The town, population 494, is already seeing National Grid trucks out on its roads, examining its share of 722 utility poles for the Comm-Tract Corporation to determine what each needs to prepare them to accept fiber cables. An email from the town’s Municipal Light Plant (MLP) board — established to oversee building and operation of the network — reported that pole surveying is done, and “pole-attachment agreements with Verizon and National Grid have been signed…applications for licenses to attach fiber to the poles…submitted.”

The town offices in Alford, a town that considers access to high-speed Internet connectivity essential. Photo: Heather Bellow.
The town offices in Alford, a town that considers access to high-speed Internet connectivity essential. Photo: Heather Bellow.

There are other details to come like Verizon’s work to survey its poles. This may be done by mid-September, absent things like “really bad weather.”

But MLP Chair Robert Lichter said the work so far is “ahead of schedule.”

“We’re optimistic and excited,” Lichter said. “There are tangible things happening. You can actually, in principle, reach out and touch them,” he added, joking about the vintage AT&T jingle.

The town’s excitement is understandable after a bit of drama — and a shakeup at MBI — after Gov. Charlie Baker’s administration put a “pause” on that $40 million for rural broadband efforts. Like many towns, Alford thought the state might not come through to help underwrite pricey fiber build-outs.
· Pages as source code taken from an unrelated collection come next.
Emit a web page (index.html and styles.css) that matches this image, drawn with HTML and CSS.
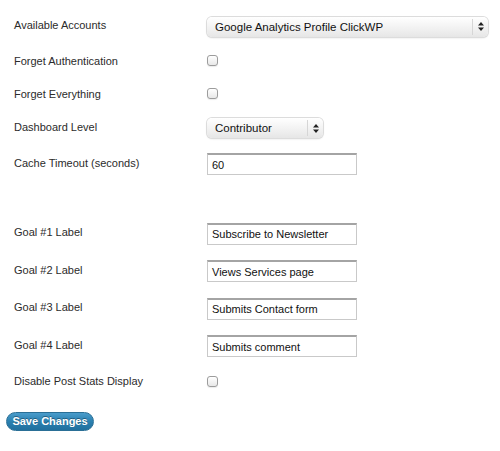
FILE: index.html
```html
<!DOCTYPE html>
<html>
<head>
<meta charset="utf-8">
<link rel="stylesheet" href="styles.css">
</head>
<body>
<form class="settings">
  <div class="row row-sel1">
    <div class="label">Available Accounts</div>
    <div class="ctl">
      <div class="select select-wide">
        <span class="sel-text">Google Analytics Profile ClickWP</span>
        <span class="sel-arrows"><svg width="6" height="9" viewBox="0 0 6 9"><path d="M3 0 L6 3.5 H0 Z M0 5.5 H6 L3 9 Z" fill="#222"/></svg></span>
      </div>
    </div>
  </div>
  <div class="row row-check">
    <div class="label">Forget Authentication</div>
    <div class="ctl"><span class="checkbox"></span></div>
  </div>
  <div class="row row-check">
    <div class="label">Forget Everything</div>
    <div class="ctl"><span class="checkbox"></span></div>
  </div>
  <div class="row row-sel2">
    <div class="label">Dashboard Level</div>
    <div class="ctl">
      <div class="select select-narrow">
        <span class="sel-text">Contributor</span>
        <span class="sel-arrows"><svg width="6" height="9" viewBox="0 0 6 9"><path d="M3 0 L6 3.5 H0 Z M0 5.5 H6 L3 9 Z" fill="#222"/></svg></span>
      </div>
    </div>
  </div>
  <div class="row row-input">
    <div class="label">Cache Timeout (seconds)</div>
    <div class="ctl"><div class="input">60</div></div>
  </div>
  <div class="spacer"></div>
  <div class="row row-goal">
    <div class="label">Goal #1 Label</div>
    <div class="ctl"><div class="input">Subscribe to Newsletter</div></div>
  </div>
  <div class="row row-goal">
    <div class="label">Goal #2 Label</div>
    <div class="ctl"><div class="input">Views Services page</div></div>
  </div>
  <div class="row row-goal">
    <div class="label">Goal #3 Label</div>
    <div class="ctl"><div class="input">Submits Contact form</div></div>
  </div>
  <div class="row row-goal">
    <div class="label">Goal #4 Label</div>
    <div class="ctl"><div class="input">Submits comment</div></div>
  </div>
  <div class="row row-check2">
    <div class="label">Disable Post Stats Display</div>
    <div class="ctl"><span class="checkbox"></span></div>
  </div>
  <div class="submit">
    <span class="button">Save Changes</span>
  </div>
</form>
</body>
</html>
```

FILE: styles.css
```css
html, body {
  margin: 0;
  padding: 0;
  background: #fff;
}
body {
  font-family: "Liberation Sans", Arial, sans-serif;
  font-size: 11px;
  color: #2b2b2b;
}
.settings {
  padding-top: 9px;
  display: flex;
  flex-direction: column;
}
.row {
  display: grid;
  grid-template-columns: 193px 1fr;
  padding-left: 14px;
  align-items: center;
}
.row-sel1 { height: 35px; }
.row-check { height: 33px; }
.row-sel2 { height: 36px; }
.row-input { height: 36px; }
.spacer { height: 33px; }
.row-goal { height: 37.5px; }
.row-check2 { height: 32px; }
.label {
  line-height: 14px;
}
.row-sel1 .label, .row-sel2 .label { margin-top: -3px; }
.row-input .label, .row-goal .label { margin-top: -3px; }

.select {
  box-sizing: border-box;
  height: 20px;
  display: flex;
  align-items: center;
  border-radius: 5px;
  background: linear-gradient(#ffffff, #f3f3f3 50%, #e6e6e6);
  box-shadow: 0 0 0 1px #dcdcdc, 0 1px 2px rgba(0,0,0,0.15);
  color: #111;
  font-size: 11.5px;
}
.select-wide { width: 281px; }
.select-narrow { width: 116px; }
.sel-text {
  flex: 1;
  padding-left: 8px;
  white-space: nowrap;
}
.sel-arrows {
  width: 15px;
  height: 16px;
  border-left: 1px solid #d6d6d6;
  display: flex;
  align-items: center;
  justify-content: center;
}
.checkbox {
  display: block;
  box-sizing: border-box;
  width: 11px;
  height: 11px;
  border: 1px solid #9c9c9c;
  border-radius: 3px;
  background: linear-gradient(#ffffff, #e8e8e8);
  box-shadow: 0 1px 1px rgba(0,0,0,0.08);
}
.input {
  box-sizing: border-box;
  width: 150px;
  height: 22px;
  padding: 0 4px;
  border: 1px solid #c9c9c9;
  border-top: 2px solid #a4a4a4;
  display: flex;
  align-items: center;
  color: #111;
  background: #fff;
  white-space: nowrap;
}
.submit {
  padding-top: 15px;
  padding-left: 6px;
}
.button {
  display: inline-block;
  box-sizing: border-box;
  width: 88px;
  height: 19px;
  line-height: 17px;
  text-align: center;
  border-radius: 10px;
  border: 1px solid #2a6f96;
  background: linear-gradient(#4a9ccb, #2a80b0 50%, #21709e);
  color: #fff;
  font-weight: bold;
  font-size: 11px;
  text-shadow: 0 -1px 0 rgba(0,0,0,0.35);
}
```
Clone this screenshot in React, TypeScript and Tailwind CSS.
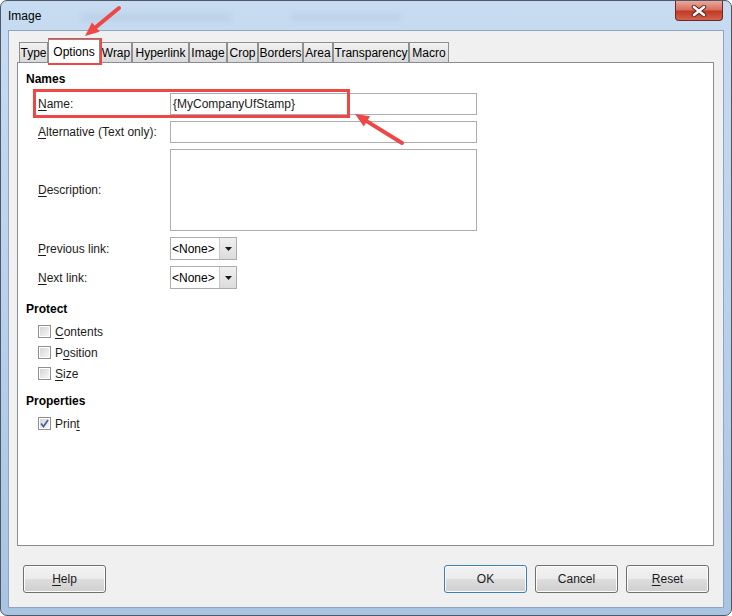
import React from "react";

const tabs = [
  { label: "Type", w: "w-[29px]" },
  { label: "Options", w: "w-[52px]", active: true },
  { label: "Wrap", w: "w-[32px]" },
  { label: "Hyperlink", w: "w-[57px]" },
  { label: "Image", w: "w-[38px]" },
  { label: "Crop", w: "w-[31px]" },
  { label: "Borders", w: "w-[45px]" },
  { label: "Area", w: "w-[30px]" },
  { label: "Transparency", w: "w-[76px]" },
  { label: "Macro", w: "w-[40px]" },
];

// label with one underlined access key
function Key({ pre = "", k, post = "" }: { pre?: string; k: string; post?: string }) {
  return (
    <span>
      {pre}
      <span className="underline underline-offset-2">{k}</span>
      {post}
    </span>
  );
}

function TextBox({ value, tall }: { value?: string; tall?: boolean }) {
  return (
    <div
      className={`w-[307px] ${tall ? "h-[82px]" : "h-[22px]"} border border-[#abadb3] bg-white px-[2px] flex ${tall ? "items-start" : "items-center"} text-[#1b1b1b]`}
    >
      {value}
    </div>
  );
}

function Dropdown() {
  return (
    <div className="w-[67px] h-[23px] border border-[#abadb3] bg-white flex items-stretch">
      <div className="flex-1 flex items-center pl-[1px]">&lt;None&gt;</div>
      <div className="w-[17px] border-l border-[#c7c7c7] bg-gradient-to-b from-[#f0f0f0] to-[#dcdcdc] flex items-center justify-center">
        <svg width="7" height="4" viewBox="0 0 7 4">
          <polygon points="0,0 7,0 3.5,4" fill="#1a1a1a" />
        </svg>
      </div>
    </div>
  );
}

function Row({ label, children }: { label: React.ReactNode; children: React.ReactNode }) {
  return (
    <div className="flex items-center">
      <div className="w-[132px] text-[#1b1b1b]">{label}</div>
      {children}
    </div>
  );
}

function Check({ label, checked }: { label: React.ReactNode; checked?: boolean }) {
  return (
    <div className="h-[21px] flex items-center gap-[4px]">
      <div className="w-[13px] h-[13px] border border-[#8e8f8f] bg-white p-[1px]">
        <div className="w-full h-full bg-gradient-to-br from-[#d6d6d6] to-[#f7f7f7] flex items-center justify-center">
          {checked && (
            <svg width="9" height="9" viewBox="0 0 9 9">
              <path d="M1 4.5 L3.5 7.5 L8 1" stroke="#4b61a0" strokeWidth="1.8" fill="none" />
            </svg>
          )}
        </div>
      </div>
      <span className="text-[#1b1b1b]">{label}</span>
    </div>
  );
}

function Button({ children, primary }: { children: React.ReactNode; primary?: boolean }) {
  return (
    <div
      className={`w-[83px] h-[28px] rounded-[3px] border ${primary ? "border-[#3c7fb1]" : "border-[#707070]"} flex items-center justify-center text-[#1b1b1b] bg-[linear-gradient(#f2f2f2_0%,#ebebeb_50%,#dddddd_51%,#cfcfcf_100%)] shadow-[inset_0_0_0_1px_#fcfcfc]`}
    >
      {children}
    </div>
  );
}

export default function App() {
  return (
    <div className="relative w-[732px] h-[616px] rounded-[7px] border border-[#4e5866] bg-gradient-to-b from-[#c7dcf1] via-[#b9d1eb] to-[#a9c4e1] flex flex-col font-['Liberation_Sans',sans-serif] text-[12px] overflow-hidden">
      {/* blurred glass behind the title */}
      <div className="absolute left-[80px] top-[13px] w-[150px] h-[7px] bg-[#7f95ad] opacity-15 blur-[3px]" />
      <div className="absolute left-[290px] top-[13px] w-[110px] h-[7px] bg-[#7f95ad] opacity-15 blur-[3px]" />

      {/* title bar */}
      <div className="relative h-[29px] flex items-center pl-[7px] text-black">Image</div>
      <div className="absolute right-[8px] top-0 w-[48px] h-[20px] rounded-b-[4px] border border-t-0 border-[#6b2a22] bg-[linear-gradient(#e9a99b_0%,#d7715f_45%,#c23a26_55%,#d4624c_100%)] flex items-center justify-center">
        <svg width="16" height="12" viewBox="0 0 16 12">
          <path d="M3 2 L13 10 M13 2 L3 10" stroke="#5a2019" strokeWidth="4.4" strokeLinecap="round" />
          <path d="M3 2 L13 10 M13 2 L3 10" stroke="#ffffff" strokeWidth="2.6" strokeLinecap="round" />
        </svg>
      </div>

      {/* client */}
      <div className="flex-1 mx-[7px] mb-[7px] border border-[#8fa6c0] bg-[#f0f0f0] flex flex-col pt-[8px]">
        <div className="ml-[8px] mr-[9px]">
          <div className="h-[23px] flex items-end pl-[2px]">
            {tabs.map((t) =>
              t.active ? (
                <div
                  key={t.label}
                  className={`${t.w} h-[24px] -mb-px relative z-10 bg-white border border-b-0 border-[#898c95] flex items-center justify-center text-black`}
                >
                  {t.label}
                </div>
              ) : (
                <div
                  key={t.label}
                  className={`${t.w} h-[20px] border border-b-0 border-[#8e8f8f] bg-gradient-to-b from-[#f2f2f2] to-[#d9d9d9] flex items-center justify-center text-black`}
                >
                  {t.label}
                </div>
              )
            )}
          </div>

          <div className="h-[484px] border border-[#898c95] bg-white pt-[8px] pl-[8px]">
            <div className="h-[16px] leading-[16px] font-bold text-black">Names</div>
            <div className="mt-[6px] pl-[12px] flex flex-col gap-[6px]">
              <Row label={<Key k="N" post="ame:" />}>
                <TextBox value="{MyCompanyUfStamp}" />
              </Row>
              <Row label={<Key k="A" post="lternative (Text only):" />}>
                <TextBox />
              </Row>
              <Row label={<Key k="D" post="escription:" />}>
                <TextBox tall />
              </Row>
              <Row label={<Key k="P" post="revious link:" />}>
                <Dropdown />
              </Row>
              <Row label={<Key k="N" post="ext link:" />}>
                <Dropdown />
              </Row>
            </div>

            <div className="mt-[12px] h-[16px] leading-[16px] font-bold text-black">Protect</div>
            <div className="mt-[4px] pl-[12px]">
              <Check label={<Key k="C" post="ontents" />} />
              <Check label={<Key pre="P" k="o" post="sition" />} />
              <Check label={<Key k="S" post="ize" />} />
            </div>

            <div className="mt-[9px] h-[16px] leading-[16px] font-bold text-black">Properties</div>
            <div className="mt-[4px] pl-[12px]">
              <Check label={<Key pre="Prin" k="t" />} checked />
            </div>
          </div>
        </div>

        <div className="mt-[19px] flex px-[14px]">
          <Button>
            <Key k="H" post="elp" />
          </Button>
          <div className="ml-auto flex gap-[8px]">
            <Button primary>OK</Button>
            <Button>Cancel</Button>
            <Button>
              <Key k="R" post="eset" />
            </Button>
          </div>
        </div>
      </div>

      {/* annotations */}
      <div className="absolute left-[47px] top-[37px] w-[54px] h-[27px] border-[3px] border-[#ef4646]" />
      <div className="absolute left-[32px] top-[88px] w-[317px] h-[29px] border-[3px] border-[#ef4646]" />
      <svg className="absolute left-0 top-0 pointer-events-none" width="732" height="616" viewBox="-1 -1 732 616">
        <line x1="117" y1="6" x2="94" y2="25" stroke="#ef4646" strokeWidth="4" strokeLinecap="round" />
        <polygon points="83,34 97.6,29.7 90,20.5" fill="#ef4646" />
        <line x1="400" y1="141" x2="365" y2="119.4" stroke="#ef4646" strokeWidth="4" strokeLinecap="round" />
        <polygon points="353,112 368.1,114.3 361.8,124.5" fill="#ef4646" />
      </svg>
    </div>
  );
}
Towns across the region, feeling left on the wrong side of a “digital divide,” as it is called, are trying to figure this out, realizing how critical broadband is to modern life and local economies. The problem gave birth to 32-town broadband cooperative WiredWest, which is still working to make it happen. Some towns didn’t want to wait, however, and so took the solo route. Mt. Washington, for instance is, like Alford, on its way to also being one of the first towns to get wired up on its own with its share of MBI funds.

There are more details in store for Alford, like negotiating costs of all this “make-ready” work, which will be paid from the town’s authorized money. It’s unclear when it will all be done, but the MLP says the law requires pole owners to make “best efforts” to finish the job within six months. In Alford this won’t be “complicated” since most poles in town “carry only electrical and telephone cables,” and “a very small number also carry the MBI123 ‘middle mile’ connection to the Town Hall and firehouse.”

The middle mile was an MBI project that installed fiber optic connections to municipal locations throughout western Massachusetts in preparation for town fiber network build-outs.

Next for the MLP is design and engineering. It will continue to work with the MBI’s newly hired, western Massachusetts-based officials Peter Larkin and Bill Ennen on an as-needed basis.

“We have a very good relationship with MBI and look forward to continuing that,” Lichter said, adding that Ennen and Larkin have been “very forthcoming.”

Lichter said it was hard to predict exact costs or timing, but that the MLP “is always revising as we meet milestones.” Lichter noted that $1.6 million is the “upper limit” for costs.

The MLP board also said in its email that the work by Charter Communications to install fiber in neighboring West Stockbridge, and by Comcast in nine other towns, will not affect Alford’s timeline or MBI support since those towns partially served by cable get funding from a separate MBI grant. Also, the MLP board pointed out that those cable companies will own those networks, whereas Alford’s will be owned and operated by the town.